ENTRIES PROVIDED:
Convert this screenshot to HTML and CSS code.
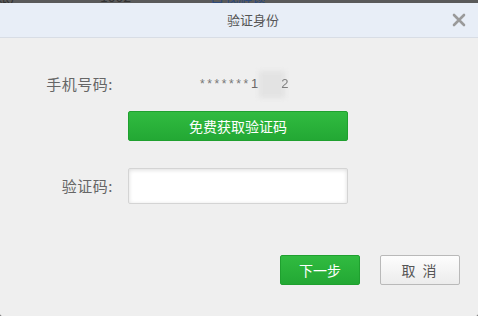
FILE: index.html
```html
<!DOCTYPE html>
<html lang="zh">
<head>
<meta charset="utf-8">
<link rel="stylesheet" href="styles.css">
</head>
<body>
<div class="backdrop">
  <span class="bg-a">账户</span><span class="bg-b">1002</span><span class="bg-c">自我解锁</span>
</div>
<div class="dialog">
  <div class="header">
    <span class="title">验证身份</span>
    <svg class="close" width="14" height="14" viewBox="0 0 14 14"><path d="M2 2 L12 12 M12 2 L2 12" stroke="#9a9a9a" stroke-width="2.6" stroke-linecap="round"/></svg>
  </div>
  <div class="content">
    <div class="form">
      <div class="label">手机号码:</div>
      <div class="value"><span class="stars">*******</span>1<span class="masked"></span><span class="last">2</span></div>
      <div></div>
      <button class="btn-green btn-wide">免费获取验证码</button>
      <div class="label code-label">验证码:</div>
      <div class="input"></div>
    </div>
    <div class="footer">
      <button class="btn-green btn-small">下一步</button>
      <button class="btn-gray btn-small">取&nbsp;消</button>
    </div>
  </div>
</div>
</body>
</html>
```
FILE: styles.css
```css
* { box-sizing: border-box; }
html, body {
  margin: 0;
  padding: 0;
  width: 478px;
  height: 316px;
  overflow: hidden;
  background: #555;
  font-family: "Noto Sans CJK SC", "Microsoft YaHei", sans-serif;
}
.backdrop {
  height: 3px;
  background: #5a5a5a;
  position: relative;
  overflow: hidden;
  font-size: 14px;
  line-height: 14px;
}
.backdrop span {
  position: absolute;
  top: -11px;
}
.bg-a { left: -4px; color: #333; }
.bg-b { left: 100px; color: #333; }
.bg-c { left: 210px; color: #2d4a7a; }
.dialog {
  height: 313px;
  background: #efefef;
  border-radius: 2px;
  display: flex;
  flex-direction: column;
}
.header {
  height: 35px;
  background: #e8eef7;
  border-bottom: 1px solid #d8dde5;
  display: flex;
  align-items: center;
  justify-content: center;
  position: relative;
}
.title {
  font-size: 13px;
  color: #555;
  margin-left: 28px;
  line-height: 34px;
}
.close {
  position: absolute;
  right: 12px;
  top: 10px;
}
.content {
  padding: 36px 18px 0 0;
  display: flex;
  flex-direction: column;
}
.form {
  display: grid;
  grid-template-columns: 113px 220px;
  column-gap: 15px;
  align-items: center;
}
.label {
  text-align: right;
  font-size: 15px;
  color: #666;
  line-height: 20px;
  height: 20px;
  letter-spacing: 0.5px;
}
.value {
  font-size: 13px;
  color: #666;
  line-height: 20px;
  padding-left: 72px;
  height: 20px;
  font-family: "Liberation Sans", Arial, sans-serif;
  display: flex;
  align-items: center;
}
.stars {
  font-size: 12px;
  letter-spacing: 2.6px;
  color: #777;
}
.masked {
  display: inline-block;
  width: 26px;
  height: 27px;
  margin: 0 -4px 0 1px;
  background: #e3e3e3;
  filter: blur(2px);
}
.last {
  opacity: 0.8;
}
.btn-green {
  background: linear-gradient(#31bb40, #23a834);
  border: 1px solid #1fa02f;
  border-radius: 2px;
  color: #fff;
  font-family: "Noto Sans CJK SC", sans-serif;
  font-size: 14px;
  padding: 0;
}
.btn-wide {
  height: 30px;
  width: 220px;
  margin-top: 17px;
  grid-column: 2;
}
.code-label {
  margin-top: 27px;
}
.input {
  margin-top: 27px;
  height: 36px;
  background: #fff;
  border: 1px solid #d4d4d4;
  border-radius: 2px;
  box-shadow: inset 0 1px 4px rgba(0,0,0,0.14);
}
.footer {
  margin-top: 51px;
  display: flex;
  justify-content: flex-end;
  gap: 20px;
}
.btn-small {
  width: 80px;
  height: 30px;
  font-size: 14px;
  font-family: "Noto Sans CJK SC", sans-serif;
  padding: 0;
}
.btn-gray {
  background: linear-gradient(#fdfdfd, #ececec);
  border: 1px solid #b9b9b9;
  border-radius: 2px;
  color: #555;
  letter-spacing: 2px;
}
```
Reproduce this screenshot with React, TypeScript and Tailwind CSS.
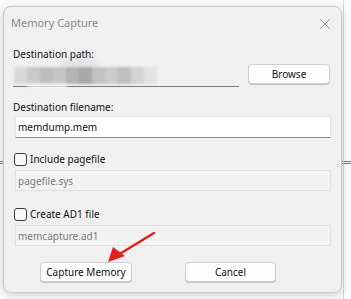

EXERCISE AIM: Reproduce the material above verbatim; omit every picture.

RESPONSE:
Convert this screenshot to HTML and CSS code.
FILE: index.html
```html
<!DOCTYPE html>
<html lang="zh">
<head>
<meta charset="utf-8">
<link rel="stylesheet" href="styles.css">
</head>
<body>
<div class="backdrop">
  <span class="bg-a">账户</span><span class="bg-b">1002</span><span class="bg-c">自我解锁</span>
</div>
<div class="dialog">
  <div class="header">
    <span class="title">验证身份</span>
    <svg class="close" width="14" height="14" viewBox="0 0 14 14"><path d="M2 2 L12 12 M12 2 L2 12" stroke="#9a9a9a" stroke-width="2.6" stroke-linecap="round"/></svg>
  </div>
  <div class="content">
    <div class="form">
      <div class="label">手机号码:</div>
      <div class="value"><span class="stars">*******</span>1<span class="masked"></span><span class="last">2</span></div>
      <div></div>
      <button class="btn-green btn-wide">免费获取验证码</button>
      <div class="label code-label">验证码:</div>
      <div class="input"></div>
    </div>
    <div class="footer">
      <button class="btn-green btn-small">下一步</button>
      <button class="btn-gray btn-small">取&nbsp;消</button>
    </div>
  </div>
</div>
</body>
</html>
```
FILE: styles.css
```css
* { box-sizing: border-box; }
html, body {
  margin: 0;
  padding: 0;
  width: 478px;
  height: 316px;
  overflow: hidden;
  background: #555;
  font-family: "Noto Sans CJK SC", "Microsoft YaHei", sans-serif;
}
.backdrop {
  height: 3px;
  background: #5a5a5a;
  position: relative;
  overflow: hidden;
  font-size: 14px;
  line-height: 14px;
}
.backdrop span {
  position: absolute;
  top: -11px;
}
.bg-a { left: -4px; color: #333; }
.bg-b { left: 100px; color: #333; }
.bg-c { left: 210px; color: #2d4a7a; }
.dialog {
  height: 313px;
  background: #efefef;
  border-radius: 2px;
  display: flex;
  flex-direction: column;
}
.header {
  height: 35px;
  background: #e8eef7;
  border-bottom: 1px solid #d8dde5;
  display: flex;
  align-items: center;
  justify-content: center;
  position: relative;
}
.title {
  font-size: 13px;
  color: #555;
  margin-left: 28px;
  line-height: 34px;
}
.close {
  position: absolute;
  right: 12px;
  top: 10px;
}
.content {
  padding: 36px 18px 0 0;
  display: flex;
  flex-direction: column;
}
.form {
  display: grid;
  grid-template-columns: 113px 220px;
  column-gap: 15px;
  align-items: center;
}
.label {
  text-align: right;
  font-size: 15px;
  color: #666;
  line-height: 20px;
  height: 20px;
  letter-spacing: 0.5px;
}
.value {
  font-size: 13px;
  color: #666;
  line-height: 20px;
  padding-left: 72px;
  height: 20px;
  font-family: "Liberation Sans", Arial, sans-serif;
  display: flex;
  align-items: center;
}
.stars {
  font-size: 12px;
  letter-spacing: 2.6px;
  color: #777;
}
.masked {
  display: inline-block;
  width: 26px;
  height: 27px;
  margin: 0 -4px 0 1px;
  background: #e3e3e3;
  filter: blur(2px);
}
.last {
  opacity: 0.8;
}
.btn-green {
  background: linear-gradient(#31bb40, #23a834);
  border: 1px solid #1fa02f;
  border-radius: 2px;
  color: #fff;
  font-family: "Noto Sans CJK SC", sans-serif;
  font-size: 14px;
  padding: 0;
}
.btn-wide {
  height: 30px;
  width: 220px;
  margin-top: 17px;
  grid-column: 2;
}
.code-label {
  margin-top: 27px;
}
.input {
  margin-top: 27px;
  height: 36px;
  background: #fff;
  border: 1px solid #d4d4d4;
  border-radius: 2px;
  box-shadow: inset 0 1px 4px rgba(0,0,0,0.14);
}
.footer {
  margin-top: 51px;
  display: flex;
  justify-content: flex-end;
  gap: 20px;
}
.btn-small {
  width: 80px;
  height: 30px;
  font-size: 14px;
  font-family: "Noto Sans CJK SC", sans-serif;
  padding: 0;
}
.btn-gray {
  background: linear-gradient(#fdfdfd, #ececec);
  border: 1px solid #b9b9b9;
  border-radius: 2px;
  color: #555;
  letter-spacing: 2px;
}
```
Reproduce this screenshot with React, TypeScript and Tailwind CSS.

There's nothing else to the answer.